As the title suggests, and bearing in mind the study aimed at and engaged self-declared CSAM users on the dark web, here are some headlines

  • 70% of respondents said they first saw CSAM when they were under 18 and almost 40% before they were 13
  • Over half said they first saw CSAM accidentally, meaning they were not actively searching for it
  • 6% said they viewed material of babies and toddlers in the 0-3 age range
  • 24% viewed sadistic or brutal material
  • The gendered nature of the material sought was clear: 45% preferred material showing girls in the 4-13 age range, and 18% boys in the same range
  • The material showing boys was likely to be more egregious
  • 52% felt viewing CSAM might lead them to engage in sexual acts with a child
  • 44% thought viewing CSAM made them think about making contact with a child
  • 37% had in fact sought contact with a child
  • 45% had seen livestreamed child sexual abuse

The dark web is dark in more than one way. And that direct, close link between the availability of CSAM and threats to children is once more underscored. Those debating the CSA Regulation in Brussels please note.

Governments and other bodies that finance the continued functioning of major elements of the dark web in its present form need to read the report from Helsinki and think about how they can make things better i.e. less dangerous for children.

Many years ago an eminent therapist who works with child sex offenders told me

“People who collect or consume child sexual abuse images do so because they have a sexual interest in children.” Adding a rider “But some of them may not have realised it yet.” 

We see echoes of this in the Finnish study.

Removing CSAM is an important prevention tactic

CSAM removal is not to be dismissed or diminished because it is “merely” an acknowledgement of a failure to prevent a child being sexually abused in the first place, although it is certainly that and no less important for being so. In addition CSAM removal is a vital means of helping uphold a depicted victim’s legal right to human dignity and privacy as part of their pathway to recovery. But CSAM removal is also much more.

CSAM removal is linked with gathering intelligence to allow law enforcement to identify perpetrators. The more perpetrators that are apprehended and addressed the safer all children are likely to be.  That’s a prevention dimension.

As the Finnish study amply demonstrates, the presence of CSAM on the internet helps create and sustain paedophile behaviour. Its removal does the opposite. Prevention again.

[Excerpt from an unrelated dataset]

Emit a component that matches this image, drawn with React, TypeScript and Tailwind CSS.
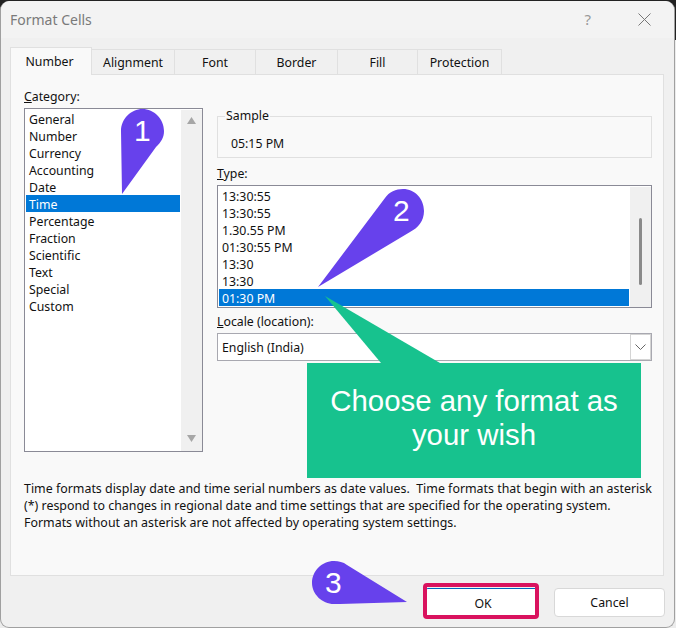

And with inexpensive international travel and the internet’s global reach, when we restrict paedophiles’ freedom to act or when we remove CSAM we are not only helping safeguard the victims depicted, we are also helping prevent harm to children as yet unharmed in all parts of the world . Prevention once more.

Why am I labouring this point?

If it seems I am labouring a rather obvious point it is because too often you hear people banging on about the importance of education and empowerment initiatives as the best or only way of preventing children coming to harm online.  Absolutely not.

Here’s where the sceptic in me takes over. Education and empowerment initiatives undertaken by an online business are or can be made publicly visible.  Highly publicly visible.  They should be. Great PR can be generated.  A halo effect is created. It’s not so easy to do that with nerdy internal stuff on the network. And typically, for the business, education and empowerment initiatives will be a great deal cheaper and less complicated to implement and manage than intervening in the technical infrastructure.

I completely get that we all have a part to play in helping  keep children safe but there are singular things only a business can do. Nobody else can.

Education and empowerment must go hand-in-hand with effective removal 

Don’t get me wrong, education and empowerment initiatives are, of course, extremely important and we can probably never get enough of them.  If children can be made aware of online hazards and be taught how to avoid or deal with them, so much the better. Likewise if parents, teachers and others can be brought up to speed and be shown how to  support their charges, spot signs of distress, then again that has to be all to the good. One wonders if  industry-provided education and awareness initiatives can scale to meet the challenge but they are nevertheless welcome.

But what education and empowerment initiatives most emphatically are not is an alternative to the deployment on the network of effective, proactive tools to identify CSAM, ensuring its swift removal then preventing it from being reuploaded.

Education and empowerment and CSAM removal are not in competition with each other. They complement each other. Together they make a strategy. Half a strategy is not acceptable. Not any more.